Although the new fiscal year starts in less than two weeks, most attention on Capitol Hill does not seem to be focused as much on October 1 as on November 5 when voters will determine what party will control the House and Senate next year. The result is almost a certain expectation that Congress will pass, and the President will sign, short-term legislation to maintain government funding at current levels into the start of FY 2003.

Senate Appropriations Chairman Robert Byrd (D-WV) cleared all thirteen of the appropriations bills through his committee by July. Byrd had the advantage of greater party unity and $10 billion more for his bills, advantages not shared by House Appropriations Chairman Bill Young (R-FL).

Lines have been drawn about how much money the federal government should spend for programs funded in the FY 2003 Labor, Health, and Human Services Appropriations Bill, and neither side is yielding. Fiscal conservatives want the House version of this legislation to spend no more than that requested by the President. Other representatives in both parties contend that this ceiling will shortchange popular programs such as education, and are demanding more money. This has resulted in a deadlock, with many seeing this bill as setting the stage for the resolution of the other appropriations bills.

Until this bill moves, progress on other appropriations bills in the House will be stalled. The House Appropriations Committee has passed its version of the FY 2003 Energy and Water Development Appropriations Bill, but has not issued its report detailing spending recommendations. The VA, HUD, and Independent Agencies Appropriations Bill providing funding for NSF and NASA has not been written, with subcommittee chairman James Walsh (R-NY) saying that he needs a few billion dollars more for his programs. The Commerce, Justice, State Bill, funding NIST, is also stalled. The only bill that FYI tracks that has been passed on both the House and Senate floors is the Defense Appropriations Bill. It is thought that this bill might be conferenced before Congress recesses for the election, leaving only the FY 2003 domestic programs in play.

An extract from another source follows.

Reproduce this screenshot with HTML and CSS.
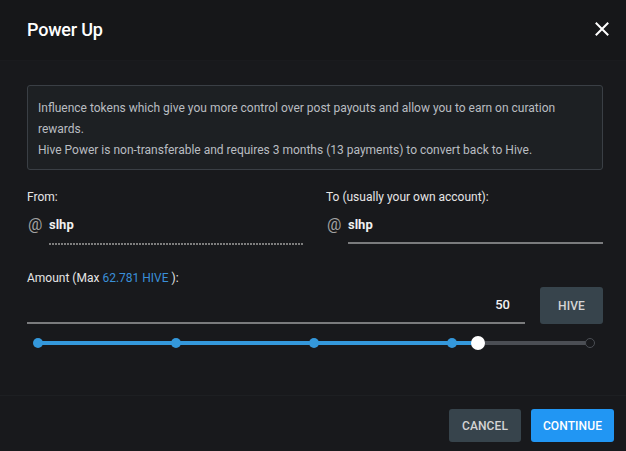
FILE: index.html
```html
<!DOCTYPE html>
<html>
<head>
<meta charset="utf-8">
<link rel="stylesheet" href="styles.css">
</head>
<body>
<div class="dialog">
  <header class="head">
    <h1 class="title">Power Up</h1>
    <button class="close" aria-label="close">
      <svg width="14" height="14" viewBox="0 0 14 14"><path d="M1.5 1.5 L12.5 12.5 M12.5 1.5 L1.5 12.5" stroke="#fff" stroke-width="2" stroke-linecap="square"/></svg>
    </button>
  </header>
  <main class="body">
    <div class="info">
      <p>Influence tokens which give you more control over post payouts and allow you to earn on curation rewards.</p>
      <p>Hive Power is non-transferable and requires 3 months (13 payments) to convert back to Hive.</p>
    </div>
    <div class="accounts">
      <div class="field">
        <div class="label">From:</div>
        <div class="row">
          <span class="at">@</span>
          <span class="value dashed">slhp</span>
        </div>
      </div>
      <div class="field">
        <div class="label">To (usually your own account):</div>
        <div class="row">
          <span class="at">@</span>
          <span class="value solid">slhp</span>
        </div>
      </div>
    </div>
    <div class="label amount-label">Amount (Max <span class="link">62.781 HIVE</span> ):</div>
    <div class="amount-row">
      <div class="amount-input">50</div>
      <button class="btn btn-grey hive">HIVE</button>
    </div>
    <div class="slider">
      <div class="track"></div>
      <div class="fill" style="width: 79.64%"></div>
      <span class="mark on" style="left: 0%"></span>
      <span class="mark on" style="left: 25%"></span>
      <span class="mark on" style="left: 50%"></span>
      <span class="mark on" style="left: 75%"></span>
      <span class="mark off" style="left: 100%"></span>
      <span class="thumb" style="left: 79.64%"></span>
    </div>
  </main>
  <footer class="foot">
    <button class="btn btn-grey">CANCEL</button>
    <button class="btn btn-blue">CONTINUE</button>
  </footer>
</div>
</body>
</html>
```
FILE: styles.css
```css
* { box-sizing: border-box; }
html, body {
  margin: 0;
  padding: 0;
  background: #18191c;
  font-family: Roboto, "Liberation Sans", sans-serif;
  color: #e8e8e8;
}
.dialog {
  width: 626px;
  height: 451px;
  background: #18191c;
  display: flex;
  flex-direction: column;
}
.head {
  height: 61px;
  background: #161719;
  border-bottom: 1px solid #1a1b1e;
  display: flex;
  align-items: center;
  justify-content: space-between;
  padding: 0 17px 0 27px;
}
.title {
  margin: 0;
  font-size: 18px;
  font-weight: 500;
  color: #fff;
  letter-spacing: -0.2px;
  padding-bottom: 1px;
}
.close {
  background: none;
  border: 0;
  padding: 0;
  width: 14px;
  height: 14px;
  display: flex;
  margin-bottom: 2px;
}
.body {
  padding: 24px 23px 42px 27px;
}
.info {
  border: 1px solid #3a3f45;
  border-radius: 3px;
  background: #1d2023;
  padding: 12px 10px 8px;
  font-size: 12px;
  line-height: 21px;
  color: #b9bdc1;
}
.info p { margin: 0; }
.accounts {
  display: grid;
  grid-template-columns: 1fr 1fr;
  column-gap: 22px;
  margin-top: 19px;
}
.label {
  font-size: 12px;
  line-height: 16px;
  color: #e6e6e6;
}
.row {
  display: flex;
  align-items: flex-start;
  margin-top: 12px;
}
.at {
  width: 20px;
  font-size: 16px;
  line-height: 16px;
  color: #a2a2a2;
  padding-left: 1px;
}
.value {
  flex: 1;
  font-size: 13px;
  font-weight: 700;
  line-height: 16px;
  color: #f0f0f0;
  padding-bottom: 9px;
  margin-left: 2px;
}
.dashed {
  background: linear-gradient(to right, #7d7d7d 2px, transparent 2px) left bottom / 3px 2px repeat-x;
  padding-bottom: 12px;
}
.solid {
  border-bottom: 2px solid #7a7b7d;
}
.amount-label {
  margin-top: 25px;
}
.link { color: #3a8fd8; }
.amount-row {
  display: flex;
  align-items: flex-end;
  margin-top: 1px;
  gap: 15px;
}
.amount-input {
  flex: 1;
  text-align: right;
  font-size: 13px;
  font-weight: 500;
  line-height: 16px;
  color: #f0f0f0;
  padding: 0 15px 9px 0;
  border-bottom: 2px solid #7a7b7d;
}
.btn {
  border: 0;
  border-radius: 3px;
  font-family: Roboto, "Liberation Sans", sans-serif;
  font-size: 12px;
  font-weight: 500;
  letter-spacing: 0.1px;
  cursor: pointer;
}
.btn-grey {
  background: #37444c;
  color: #d4d4d4;
}
.btn-blue {
  background: #2196f3;
  color: #fff;
}
.hive {
  width: 63px;
  height: 37px;
}
.slider {
  position: relative;
  height: 20px;
  margin: 9px 13px 0 11px;
}
.track {
  position: absolute;
  left: 0;
  right: 0;
  top: 8px;
  height: 4px;
  background: #4b4e54;
  border-radius: 2px;
}
.fill {
  position: absolute;
  left: 0;
  top: 8px;
  height: 4px;
  background: #3498db;
}
.mark {
  position: absolute;
  top: 10px;
  width: 10px;
  height: 10px;
  margin: -5px 0 0 -5px;
  border-radius: 50%;
}
.mark.on { background: #3498db; }
.mark.off {
  background: #18191c;
  border: 1.5px solid #4b4e54;
}
.thumb {
  position: absolute;
  top: 10px;
  width: 14px;
  height: 14px;
  margin: -7px 0 0 -7px;
  border-radius: 50%;
  background: #fff;
}
.foot {
  border-top: 1px solid #1d1f22;
  display: flex;
  justify-content: flex-end;
  gap: 10px;
  padding: 13px 12px 0 0;
}
.foot .btn {
  height: 33px;
}
.foot .btn-grey { width: 72px; }
.foot .btn-blue { width: 83px; }
```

Congress is now looking to go out around October 11. Whether it comes back has yet to be determined. Some are advocating that a short term spending measure, called a continuing resolution, be passed providing only a few weeks of money. After the election, a lame duck Congress would come back and finish work on the appropriations bills. Others are calling for a continuing resolution that would fund government operations until the next Congress convenes, with perhaps new parties in control of the House and Senate.

No one knows how this impasse will be resolved. It is not unusual for short term funding measures to be utilized, as no wants another shutdown of the government. With attention focused on the election on both ends of Pennsylvania Avenue, decisions have yet to be made on when the final appropriations bills will be passed, and how much money they will provide.